[Start RECORDS TO USE]

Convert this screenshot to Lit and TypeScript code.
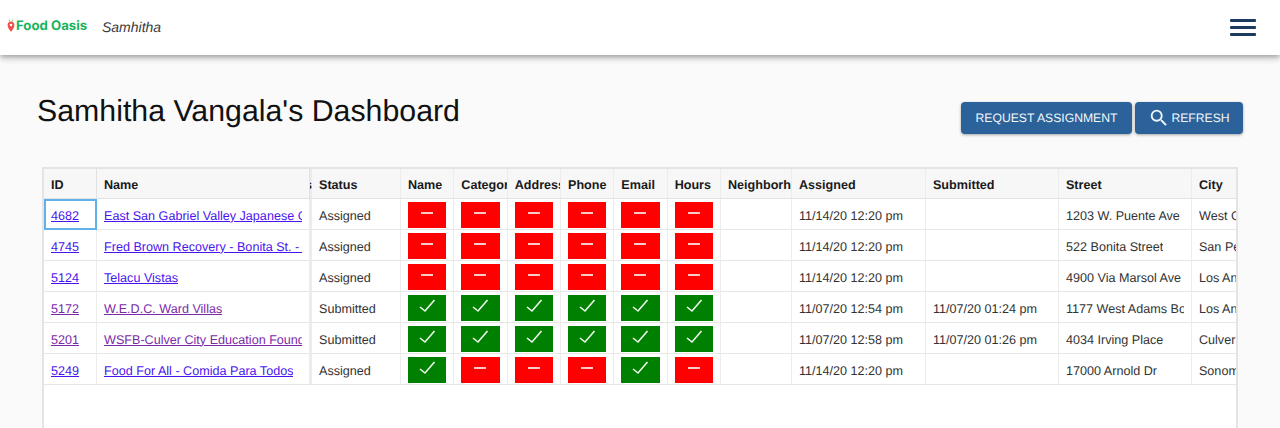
import { LitElement, html, css, svg } from "lit";
import { customElement } from "lit/decorators.js";

type Row = {
  id: string; name: string; status: string; checks: number[];
  assigned: string; submitted: string; street: string; city: string; visited?: boolean;
};

const rows: Row[] = [
  { id: "4682", name: "East San Gabriel Valley Japanese Community Center", status: "Assigned", checks: [0,0,0,0,0,0], assigned: "11/14/20 12:20 pm", submitted: "", street: "1203 W. Puente Ave", city: "West Covina" },
  { id: "4745", name: "Fred Brown Recovery - Bonita St. - San Pedro", status: "Assigned", checks: [0,0,0,0,0,0], assigned: "11/14/20 12:20 pm", submitted: "", street: "522 Bonita Street", city: "San Pedro" },
  { id: "5124", name: "Telacu Vistas", status: "Assigned", checks: [0,0,0,0,0,0], assigned: "11/14/20 12:20 pm", submitted: "", street: "4900 Via Marsol Ave", city: "Los Angeles" },
  { id: "5172", name: "W.E.D.C. Ward Villas", status: "Submitted", checks: [1,1,1,1,1,1], assigned: "11/07/20 12:54 pm", submitted: "11/07/20 01:24 pm", street: "1177 West Adams Boulevard", city: "Los Angeles", visited: true },
  { id: "5201", name: "WSFB-Culver City Education Foundation", status: "Submitted", checks: [1,1,1,1,1,1], assigned: "11/07/20 12:58 pm", submitted: "11/07/20 01:26 pm", street: "4034 Irving Place", city: "Culver City", visited: true },
  { id: "5249", name: "Food For All - Comida Para Todos", status: "Assigned", checks: [1,0,0,0,1,0], assigned: "11/14/20 12:20 pm", submitted: "", street: "17000 Arnold Dr", city: "Sonoma" },
];

const heads = ["Name", "Category", "Address", "Phone", "Email", "Hours"];

@customElement("app-root")
export class AppRoot extends LitElement {
  static styles = css`
    :host { display: block; height: 428px; overflow: hidden; background: #fafafa; font-family: "Liberation Sans", Arial, sans-serif; text-rendering: geometricPrecision; }
    .bar { height: 55px; background: #fff; box-shadow: 0 2px 4px -1px rgba(0,0,0,.2), 0 4px 5px 0 rgba(0,0,0,.14), 0 1px 10px 0 rgba(0,0,0,.12); display: flex; align-items: center; padding: 0 24px 0 7px; position: relative; }
    .logo { display: flex; align-items: center; gap: 1px; width: 95px; margin-top: -3px; }
    .logo span { color: #19b35c; font: 700 13.2px "Inter", sans-serif; }
    .user { font: italic 14px "Liberation Sans", sans-serif; color: #3a3a3a; flex: 1; margin-top: -1px; }
    .burger { display: flex; flex-direction: column; gap: 4px; width: 26px; margin-top: -1px; }
    .burger i { display: block; height: 3px; background: #1b3a5f; border-radius: 1px; }
    .head { display: flex; align-items: center; justify-content: space-between; padding: 41px 37px 0 37px; height: 37px; }
    h1 { margin: -6px 0 0; font: 400 30.3px "Liberation Sans", sans-serif; color: #111; }
    .btns { display: flex; gap: 3px; margin-top: 6px; }
    button { height: 32px; border: 0; border-radius: 4px; background: #2a6299; color: #f2f6fa; font: 500 12.2px "Liberation Sans", sans-serif; text-rendering: geometricPrecision; padding: 0; display: flex; align-items: center; justify-content: center; gap: 1px; box-shadow: 0 1px 3px rgba(0,0,0,.35); }
    .b1 { width: 171px; }
    .b2 { width: 108px; }
    .gridwrap { margin: 34px 0 0 42px; width: 1196px; height: 300px; box-sizing: border-box; border: 2px solid #e4e4e4; border-bottom: 0; background: #fff; overflow: hidden; }
    .grid { display: grid; grid-template-columns: 53px 213px 2px 89px repeat(6, 53.33px) 71px 134px 133px 133px 120px; grid-auto-rows: 31px; width: max-content; font-size: 12.6px; color: #333; margin-top: -1px; }
    .grid > div { box-sizing: border-box; border-bottom: 1px solid #e6e6e6; border-right: 1px solid #ececec; padding: 3px 7px 0; display: flex; align-items: center; white-space: nowrap; overflow: hidden; }
    .txt { display: block; overflow: hidden; min-width: 0; }
    .grid > .th { background: #f7f7f7; font-weight: 700; color: #1a1a1a; border-bottom: 1px solid #e2e2e2; padding-right: 0; }
    .th.first { border-right-color: #e2e2e2; }
    .grid > .split { padding: 0; background: #ececec; border-right: 0; justify-content: flex-end; }
    .grid > .th.split { padding-top: 3px; }
    .grid > .focus { outline: 2px solid #64b0ea; outline-offset: -2px; }
    .grid > .chk { padding: 3px 7px 2px; }
    .grid > .cityc { padding-right: 0; }
    a { color: #4a14ee; text-decoration: underline; }
    a.v { color: #7b2aa8; }
    .pill { width: 100%; height: 26px; display: flex; align-items: center; justify-content: center; }
    .pill.no { background: #ff0000; }
    .pill.yes { background: #008000; }
    .pill svg { display: block; margin-top: -4px; }
  `;

  private icon(ok: number) {
    return ok
      ? html`<svg width="18" height="18" viewBox="0 0 18 18" fill="none" stroke="#eef7ee" stroke-width="1.6">${svg`<path d="M2 10 7 14 16.500 3"/>`}</svg>`
      : html`<svg width="12" height="4" viewBox="0 0 12 4" fill="#ffc9c9">${svg`<rect y="1" width="12" height="2"/>`}</svg>`;
  }

  render() {
    return html`
      <header class="bar">
        <div class="logo">
          <svg width="8" height="14" viewBox="0 0 8 14">
            <path d="M3 3 2 0.5M4.600 3 6 0.5" stroke="#8fc46a" stroke-width="1" fill="none"/>
            <path d="M4 13C2.500 10.500.6 8.800.6 6.200a3.400 3.400 0 0 1 6.800 0C7.400 8.800 5.500 10.500 4 13Z" fill="#f0504a"/>
            <circle cx="4" cy="6" r="1.300" fill="#fff"/>
          </svg>
          <span>Food Oasis</span>
        </div>
        <div class="user">Samhitha</div>
        <div class="burger"><i></i><i></i><i></i></div>
      </header>
      <div class="head">
        <h1>Samhitha Vangala's Dashboard</h1>
        <div class="btns">
          <button class="b1">REQUEST ASSIGNMENT</button>
          <button class="b2">
            <svg width="22" height="22" viewBox="0 0 24 24" fill="#f2f6fa"><path d="M15.500 14h-.79l-.28-.27A6.470 6.470 0 0 0 16 9.500 6.500 6.500 0 1 0 9.500 16c1.610 0 3.090-.59 4.230-1.570l.27.28v.79l5 4.990L20.490 19l-4.990-5zm-6 0C7.010 14 5 11.990 5 9.500S7.010 5 9.500 5 14 7.010 14 9.500 11.990 14 9.500 14z"/></svg>
            REFRESH
          </button>
        </div>
      </div>
      <div class="gridwrap">
        <div class="grid">
          <div class="th first">ID</div>
          <div class="th first">Name</div>
          <div class="th split">s</div>
          <div class="th">Status</div>
          ${heads.map((h) => html`<div class="th">${h}</div>`)}
          <div class="th">Neighborhood</div>
          <div class="th">Assigned</div>
          <div class="th">Submitted</div>
          <div class="th">Street</div>
          <div class="th">City</div>
          ${rows.map((r, i) => html`
            <div class=${i === 0 ? "focus" : ""}><a class=${r.visited ? "v" : ""} href="#">${r.id}</a></div>
            <div><span class="txt"><a class=${r.visited ? "v" : ""} href="#">${r.name}</a></span></div>
            <div class="split"></div>
            <div>${r.status}</div>
            ${r.checks.map((c) => html`<div class="chk"><div class="pill ${c ? "yes" : "no"}">${this.icon(c)}</div></div>`)}
            <div></div>
            <div>${r.assigned}</div>
            <div>${r.submitted}</div>
            <div><span class="txt">${r.street}</span></div>
            <div class="cityc">${r.city}</div>
          `)}
        </div>
      </div>
    `;
  }
}
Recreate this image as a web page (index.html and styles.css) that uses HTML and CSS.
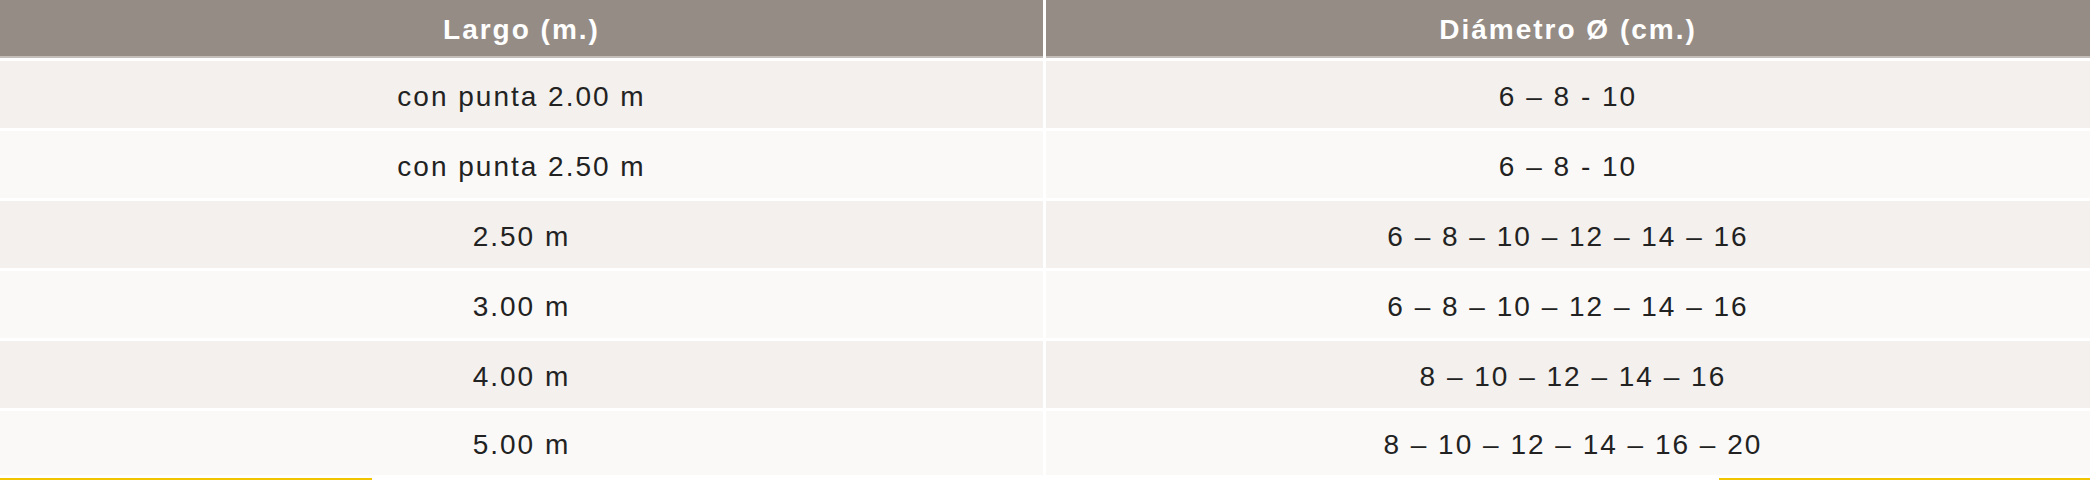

[End RECORDS TO USE]

All of the material above needs to be restated exactly, with no pictures.

● SOLVED EXERCISE:
Convert this screenshot to Lit and TypeScript code.
import { LitElement, html, css, svg } from "lit";
import { customElement } from "lit/decorators.js";

type Row = {
  id: string; name: string; status: string; checks: number[];
  assigned: string; submitted: string; street: string; city: string; visited?: boolean;
};

const rows: Row[] = [
  { id: "4682", name: "East San Gabriel Valley Japanese Community Center", status: "Assigned", checks: [0,0,0,0,0,0], assigned: "11/14/20 12:20 pm", submitted: "", street: "1203 W. Puente Ave", city: "West Covina" },
  { id: "4745", name: "Fred Brown Recovery - Bonita St. - San Pedro", status: "Assigned", checks: [0,0,0,0,0,0], assigned: "11/14/20 12:20 pm", submitted: "", street: "522 Bonita Street", city: "San Pedro" },
  { id: "5124", name: "Telacu Vistas", status: "Assigned", checks: [0,0,0,0,0,0], assigned: "11/14/20 12:20 pm", submitted: "", street: "4900 Via Marsol Ave", city: "Los Angeles" },
  { id: "5172", name: "W.E.D.C. Ward Villas", status: "Submitted", checks: [1,1,1,1,1,1], assigned: "11/07/20 12:54 pm", submitted: "11/07/20 01:24 pm", street: "1177 West Adams Boulevard", city: "Los Angeles", visited: true },
  { id: "5201", name: "WSFB-Culver City Education Foundation", status: "Submitted", checks: [1,1,1,1,1,1], assigned: "11/07/20 12:58 pm", submitted: "11/07/20 01:26 pm", street: "4034 Irving Place", city: "Culver City", visited: true },
  { id: "5249", name: "Food For All - Comida Para Todos", status: "Assigned", checks: [1,0,0,0,1,0], assigned: "11/14/20 12:20 pm", submitted: "", street: "17000 Arnold Dr", city: "Sonoma" },
];

const heads = ["Name", "Category", "Address", "Phone", "Email", "Hours"];

@customElement("app-root")
export class AppRoot extends LitElement {
  static styles = css`
    :host { display: block; height: 428px; overflow: hidden; background: #fafafa; font-family: "Liberation Sans", Arial, sans-serif; text-rendering: geometricPrecision; }
    .bar { height: 55px; background: #fff; box-shadow: 0 2px 4px -1px rgba(0,0,0,.2), 0 4px 5px 0 rgba(0,0,0,.14), 0 1px 10px 0 rgba(0,0,0,.12); display: flex; align-items: center; padding: 0 24px 0 7px; position: relative; }
    .logo { display: flex; align-items: center; gap: 1px; width: 95px; margin-top: -3px; }
    .logo span { color: #19b35c; font: 700 13.2px "Inter", sans-serif; }
    .user { font: italic 14px "Liberation Sans", sans-serif; color: #3a3a3a; flex: 1; margin-top: -1px; }
    .burger { display: flex; flex-direction: column; gap: 4px; width: 26px; margin-top: -1px; }
    .burger i { display: block; height: 3px; background: #1b3a5f; border-radius: 1px; }
    .head { display: flex; align-items: center; justify-content: space-between; padding: 41px 37px 0 37px; height: 37px; }
    h1 { margin: -6px 0 0; font: 400 30.3px "Liberation Sans", sans-serif; color: #111; }
    .btns { display: flex; gap: 3px; margin-top: 6px; }
    button { height: 32px; border: 0; border-radius: 4px; background: #2a6299; color: #f2f6fa; font: 500 12.2px "Liberation Sans", sans-serif; text-rendering: geometricPrecision; padding: 0; display: flex; align-items: center; justify-content: center; gap: 1px; box-shadow: 0 1px 3px rgba(0,0,0,.35); }
    .b1 { width: 171px; }
    .b2 { width: 108px; }
    .gridwrap { margin: 34px 0 0 42px; width: 1196px; height: 300px; box-sizing: border-box; border: 2px solid #e4e4e4; border-bottom: 0; background: #fff; overflow: hidden; }
    .grid { display: grid; grid-template-columns: 53px 213px 2px 89px repeat(6, 53.33px) 71px 134px 133px 133px 120px; grid-auto-rows: 31px; width: max-content; font-size: 12.6px; color: #333; margin-top: -1px; }
    .grid > div { box-sizing: border-box; border-bottom: 1px solid #e6e6e6; border-right: 1px solid #ececec; padding: 3px 7px 0; display: flex; align-items: center; white-space: nowrap; overflow: hidden; }
    .txt { display: block; overflow: hidden; min-width: 0; }
    .grid > .th { background: #f7f7f7; font-weight: 700; color: #1a1a1a; border-bottom: 1px solid #e2e2e2; padding-right: 0; }
    .th.first { border-right-color: #e2e2e2; }
    .grid > .split { padding: 0; background: #ececec; border-right: 0; justify-content: flex-end; }
    .grid > .th.split { padding-top: 3px; }
    .grid > .focus { outline: 2px solid #64b0ea; outline-offset: -2px; }
    .grid > .chk { padding: 3px 7px 2px; }
    .grid > .cityc { padding-right: 0; }
    a { color: #4a14ee; text-decoration: underline; }
    a.v { color: #7b2aa8; }
    .pill { width: 100%; height: 26px; display: flex; align-items: center; justify-content: center; }
    .pill.no { background: #ff0000; }
    .pill.yes { background: #008000; }
    .pill svg { display: block; margin-top: -4px; }
  `;

  private icon(ok: number) {
    return ok
      ? html`<svg width="18" height="18" viewBox="0 0 18 18" fill="none" stroke="#eef7ee" stroke-width="1.6">${svg`<path d="M2 10 7 14 16.500 3"/>`}</svg>`
      : html`<svg width="12" height="4" viewBox="0 0 12 4" fill="#ffc9c9">${svg`<rect y="1" width="12" height="2"/>`}</svg>`;
  }

  render() {
    return html`
      <header class="bar">
        <div class="logo">
          <svg width="8" height="14" viewBox="0 0 8 14">
            <path d="M3 3 2 0.5M4.600 3 6 0.5" stroke="#8fc46a" stroke-width="1" fill="none"/>
            <path d="M4 13C2.500 10.500.6 8.800.6 6.200a3.400 3.400 0 0 1 6.800 0C7.400 8.800 5.500 10.500 4 13Z" fill="#f0504a"/>
            <circle cx="4" cy="6" r="1.300" fill="#fff"/>
          </svg>
          <span>Food Oasis</span>
        </div>
        <div class="user">Samhitha</div>
        <div class="burger"><i></i><i></i><i></i></div>
      </header>
      <div class="head">
        <h1>Samhitha Vangala's Dashboard</h1>
        <div class="btns">
          <button class="b1">REQUEST ASSIGNMENT</button>
          <button class="b2">
            <svg width="22" height="22" viewBox="0 0 24 24" fill="#f2f6fa"><path d="M15.500 14h-.79l-.28-.27A6.470 6.470 0 0 0 16 9.500 6.500 6.500 0 1 0 9.500 16c1.610 0 3.090-.59 4.230-1.570l.27.28v.79l5 4.990L20.490 19l-4.990-5zm-6 0C7.010 14 5 11.990 5 9.500S7.010 5 9.500 5 14 7.010 14 9.500 11.990 14 9.500 14z"/></svg>
            REFRESH
          </button>
        </div>
      </div>
      <div class="gridwrap">
        <div class="grid">
          <div class="th first">ID</div>
          <div class="th first">Name</div>
          <div class="th split">s</div>
          <div class="th">Status</div>
          ${heads.map((h) => html`<div class="th">${h}</div>`)}
          <div class="th">Neighborhood</div>
          <div class="th">Assigned</div>
          <div class="th">Submitted</div>
          <div class="th">Street</div>
          <div class="th">City</div>
          ${rows.map((r, i) => html`
            <div class=${i === 0 ? "focus" : ""}><a class=${r.visited ? "v" : ""} href="#">${r.id}</a></div>
            <div><span class="txt"><a class=${r.visited ? "v" : ""} href="#">${r.name}</a></span></div>
            <div class="split"></div>
            <div>${r.status}</div>
            ${r.checks.map((c) => html`<div class="chk"><div class="pill ${c ? "yes" : "no"}">${this.icon(c)}</div></div>`)}
            <div></div>
            <div>${r.assigned}</div>
            <div>${r.submitted}</div>
            <div><span class="txt">${r.street}</span></div>
            <div class="cityc">${r.city}</div>
          `)}
        </div>
      </div>
    `;
  }
}
Recreate this image as a web page (index.html and styles.css) that uses HTML and CSS.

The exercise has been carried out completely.